April 30, 2006, 19 hours, 54 minutes and 19 seconds ago.

By Andnetwork .com

Thirteen years after winning independence, Eritrea is looking underground to pump life into its struggling economy as international mining companies begin work in earnest.


Initially beset by fits and starts, including a brief government suspension of their operations, five extraction firms share high hopes for the gold, copper and zinc reserves of Africa's newest nation.

Canadian Nevsun Resources and Sunridge Gold, US-Canadian Sanu Resources, Canadian-Eritrean MDN/Eritrean Minerals Corporation and Australia's Sub-Sahara have all entered the potentially lucrative search for minerals in Eritrea.

Although none has yet begun to extract, they have started preparatory work and Nevsun's Bisha mine in western Eritrea - the biggest project in the country - is expected to be the first to come on line in 2008, officials said.

"We hope the others will follow later," said Alem Kibreab, director general of Mines at the Ministry of Energy and Mines. "Mining will boost the economy, employment, the currency," he said in a recent interview. "But it has to be sustainable development."

Alem estimates the Bisha project alone will directly employ up to 400 people and provide ten times that number with indirect jobs, such as truck drivers and port workers.

Eritrean officials are reluctant to discuss how much revenue they expect from mining, but diplomatic sources say it could generate hundreds of million of dollars a year.

"The money will start coming in by the end of 2008", the director of Nevsun in Eritrea, Stan Rogers, said.

Based on geological surveys, Nevsun believes its miners will extract gold for the first two years, before hitting a copper reserve beneath for another two years and then zinc, he said.

"It's like a three-layered cake," Rogers said, expressing confidence that the Vancouver-based firm, which also operates in Mali, would more than recoup its initial investment.

Eritrean officials say Nevsun has spent $20 million on its projects thus far in the country with the figure expected to rise to $150 million once extraction begins at Bisha.

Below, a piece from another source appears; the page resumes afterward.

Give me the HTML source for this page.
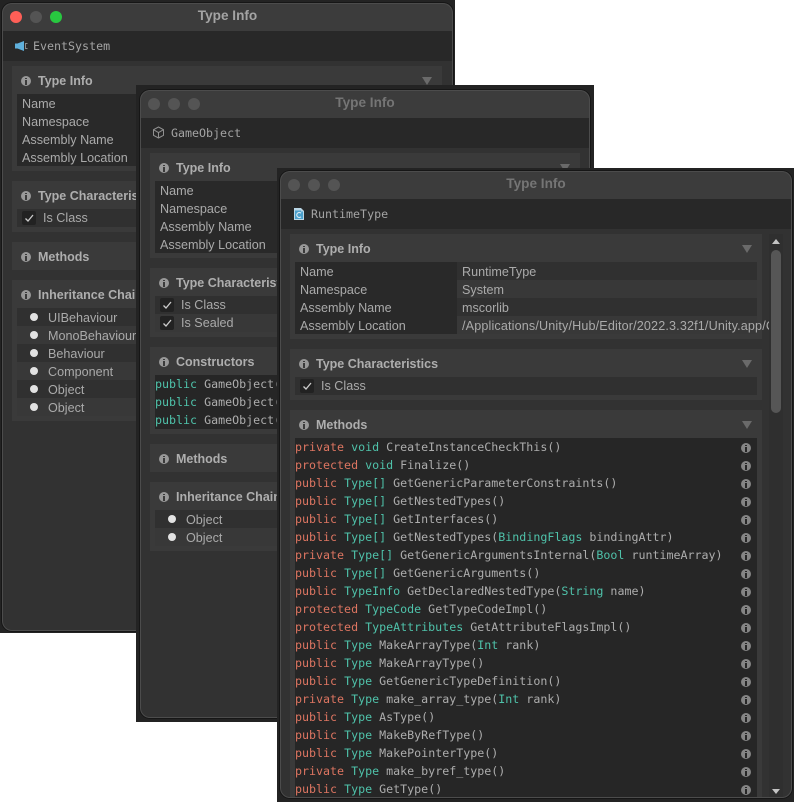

But while operations are progressing smoothly now, that was not always the case as a British geologist working for Nevsun was murdered near the Bisha site in April 2003 in what the government said at the time may have been terrorism.

Then, in September 2004, Asmara ordered the three companies then working in Eritrea to stop work without explanation. The order - seen by diplomats here as a negotiating tactic to win an increase from 20 to 30 percent the number of shares the government can own in the operations - was rescinded five months later after intense negotiations.

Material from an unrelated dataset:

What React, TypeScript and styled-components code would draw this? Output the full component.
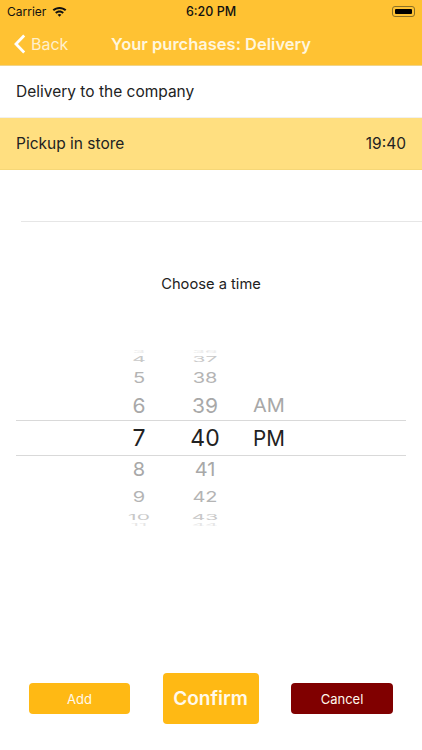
import styled, { createGlobalStyle } from "styled-components";

const GlobalStyle = createGlobalStyle`
  html, body {
    margin: 0;
    padding: 0;
    background: #ffffff;
  }
  body {
    font-family: Inter, "Liberation Sans", sans-serif;
    color: #222222;
  }
  * {
    box-sizing: border-box;
  }
`;

const wheelRows = [
  { height: 3, size: 20, squash: 0.2, color: "#e6e6e6", hour: "3", minute: "36", period: "" },
  { height: 12, size: 21, squash: 0.36, color: "#c8c8c8", hour: "4", minute: "37", period: "" },
  { height: 26, size: 20, squash: 0.72, color: "#b4b4b4", hour: "5", minute: "38", period: "" },
  { height: 29, size: 21, squash: 0.96, color: "#a8a8a8", hour: "6", minute: "39", period: "AM" },
  { height: 27, size: 20, squash: 0.96, color: "#a8a8a8", hour: "8", minute: "41", period: "" },
  { height: 28, size: 20, squash: 0.74, color: "#b4b4b4", hour: "9", minute: "42", period: "" },
  { height: 12, size: 21, squash: 0.36, color: "#c8c8c8", hour: "10", minute: "43", period: "" },
  { height: 4, size: 20, squash: 0.2, color: "#e6e6e6", hour: "11", minute: "44", period: "" },
];

function WheelLine({ row }: { row: (typeof wheelRows)[number] }) {
  return (
    <St.WheelRow $height={row.height} $size={row.size} $squash={row.squash} $color={row.color}>
      <span>{row.hour}</span>
      <span>{row.minute}</span>
      <St.Period>{row.period}</St.Period>
    </St.WheelRow>
  );
}

export default function App() {
  return (
    <St.Page>
      <GlobalStyle />
      <St.Header>
        <St.StatusBar>
          <St.Carrier>
            Carrier
            <svg width="15" height="11" viewBox="0 0 15 11">
              <path d="M0.6 3.6C4.4 0 10.6 0 14.4 3.6L13 5.1C10 2.3 5 2.3 2 5.1Z" fill="#111" />
              <path d="M3.1 6.2C5.6 3.9 9.4 3.9 11.9 6.2L10.5 7.7C8.8 6.2 6.2 6.2 4.5 7.7Z" fill="#111" />
              <path d="M5.6 8.7C6.6 7.9 8.4 7.9 9.4 8.7L7.5 10.8Z" fill="#111" />
            </svg>
          </St.Carrier>
          <St.Clock>6:20 PM</St.Clock>
          <St.Battery>
            <St.BatteryFill />
          </St.Battery>
        </St.StatusBar>
        <St.NavBar>
          <St.BackLink>
            <svg width="12" height="20" viewBox="0 0 12 20">
              <path d="M10.2 1.6L2 10L10.2 18.4" fill="none" stroke="#fff" strokeWidth="2.8" />
            </svg>
            Back
          </St.BackLink>
          <St.NavTitle>Your purchases: Delivery</St.NavTitle>
        </St.NavBar>
      </St.Header>

      <St.OptionRow>
        <span>Delivery to the company</span>
      </St.OptionRow>
      <St.OptionRow $selected>
        <span>Pickup in store</span>
        <span>19:40</span>
      </St.OptionRow>
      <St.EmptyRow />

      <St.Prompt>Choose a time</St.Prompt>

      <St.Wheel>
        {wheelRows.slice(0, 4).map((row) => (
          <WheelLine key={row.hour} row={row} />
        ))}
        <St.WheelCurrent>
          <span>7</span>
          <span>40</span>
          <St.CurrentPeriod>PM</St.CurrentPeriod>
        </St.WheelCurrent>
        {wheelRows.slice(4).map((row) => (
          <WheelLine key={row.hour} row={row} />
        ))}
      </St.Wheel>

      <St.Actions>
        <St.ActionButton $width={101} $height={31} $color="#ffb914" $size={13}>
          Add
        </St.ActionButton>
        <St.ActionButton $width={96} $height={51} $color="#ffb914" $size={19} $bold>
          Confirm
        </St.ActionButton>
        <St.ActionButton $width={102} $height={31} $color="#800000" $size={13}>
          Cancel
        </St.ActionButton>
      </St.Actions>
    </St.Page>
  );
}

const St = {
  Page: styled.main`
    width: 422px;
    height: 750px;
    overflow: hidden;
    display: flex;
    flex-direction: column;
    background: #ffffff;
  `,
  Header: styled.header`
    height: 66px;
    background-color: #ffc233;
    border-bottom: 1px solid #f0d48a;
  `,
  StatusBar: styled.div`
    height: 22px;
    padding: 0 7px;
    display: grid;
    grid-template-columns: 1fr auto 1fr;
    align-items: center;
    color: #111111;
    font-size: 12px;
  `,
  Carrier: styled.div`
    display: flex;
    align-items: center;
    gap: 6px;
  `,
  Clock: styled.div`
    font-weight: 500;
    font-size: 12.5px;
  `,
  Battery: styled.div`
    justify-self: end;
    width: 23px;
    height: 11px;
    padding: 2px;
    border: 1px solid #8a7126;
    border-radius: 3px;
  `,
  BatteryFill: styled.div`
    width: 100%;
    height: 100%;
    border-radius: 1px;
    background-color: #000000;
  `,
  NavBar: styled.nav`
    height: 43px;
    padding: 0 0 0 14px;
    display: flex;
    align-items: center;
    color: #ffffff;
  `,
  BackLink: styled.div`
    width: 97px;
    display: flex;
    align-items: center;
    gap: 5px;
    font-size: 16px;
    color: #fff0cc;
  `,
  NavTitle: styled.h1`
    margin: 0;
    font-size: 16.5px;
    font-weight: 600;
    color: #fff6dd;
  `,
  OptionRow: styled.div<{ $selected?: boolean }>`
    height: 52px;
    padding: 0 16px;
    display: flex;
    align-items: center;
    justify-content: space-between;
    font-size: 15.5px;
    background-color: ${({ $selected }) => ($selected ? "#ffdf80" : "#ffffff")};
    border-bottom: 1px solid ${({ $selected }) => ($selected ? "#f6d777" : "#f0f0f0")};
  `,
  EmptyRow: styled.div`
    height: 52px;
    margin-left: 21px;
    border-bottom: 1px solid #e6e6e6;
  `,
  Prompt: styled.p`
    margin: 52px 0 0;
    height: 20px;
    line-height: 20px;
    text-align: center;
    font-size: 14.7px;
    color: #222222;
  `,
  Wheel: styled.div`
    margin: 56px 16px 0;
    height: 177px;
    overflow: hidden;
  `,
  WheelRow: styled.div<{ $height: number; $size: number; $squash: number; $color: string }>`
    height: ${({ $height }) => $height}px;
    padding-left: 93px;
    display: grid;
    grid-template-columns: 60px 72px 56px;
    align-items: center;
    text-align: center;
    overflow: hidden;
    line-height: ${({ $height }) => $height}px;
    font-size: ${({ $size }) => $size}px;
    color: ${({ $color }) => $color};

    span {
      display: block;
      transform: scaleY(${({ $squash }) => $squash});
    }
  `,
  Period: styled.span`
    font-size: 20px;
  `,
  CurrentPeriod: styled.span`
    font-size: 22px;
    transform: scaleX(0.94);
  `,
  WheelCurrent: styled.div`
    height: 36px;
    padding-left: 93px;
    display: grid;
    grid-template-columns: 60px 72px 56px;
    align-items: center;
    text-align: center;
    font-size: 23px;
    color: #222222;
    border-top: 1px solid #d9d9d9;
    border-bottom: 1px solid #d9d9d9;
  `,
  Actions: styled.div`
    margin-top: 146px;
    height: 51px;
    padding: 0 29px;
    display: flex;
    align-items: center;
    justify-content: space-between;
  `,
  ActionButton: styled.button<{ $width: number; $height: number; $color: string; $size: number; $bold?: boolean }>`
    width: ${({ $width }) => $width}px;
    height: ${({ $height }) => $height}px;
    padding: 0;
    border: none;
    border-radius: 4px;
    font-family: inherit;
    font-size: ${({ $size }) => $size}px;
    font-weight: ${({ $bold }) => ($bold ? 600 : 400)};
    color: #fff9ec;
    background-color: ${({ $color }) => $color};
  `,
};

Eritrean officials refuse to discuss specifics of the stop-work order but allow it was a questionable move as it spooked mining company investors and management.

"We will not make the same mistake again," Alem said. "It was due to our lack of experience, the idea was genuine: check that our 1995 mining law covered everything. "The companies are to be commended for the patience they showed," he said.

Nevsun's Rogers said that since the stop-work order was rescinded, there have been no problems.

If companies are attracted to Eritrea, it is because mining there is not a new phenomenon. Gold production in Eritrea was recorded in the times of the Pharaohs of the Fourth Dynasty, and there are records of gold mining during the Portuguese occupation in the 17th century.

Modern mining came with the advent of the Italians at the end of the 19th century, said Alem.

It then stagnated during Eritrea's thirty-year struggle for independence from Ethiopia, from 1961 to 1991, and was hindered by the arch-rival's bloody 1998-2000 border war.

Some diplomats have privately expressed concern that revenue from the mining might be used to fund arms purchases, particularly as tensions with Ethiopia remain high.

But Alem vehemently dismissed those concerns. "Why do people portray us as a belligerent society? The government spends a lot on schools and hospitals. We hope for peace, we know what guns can do," he said.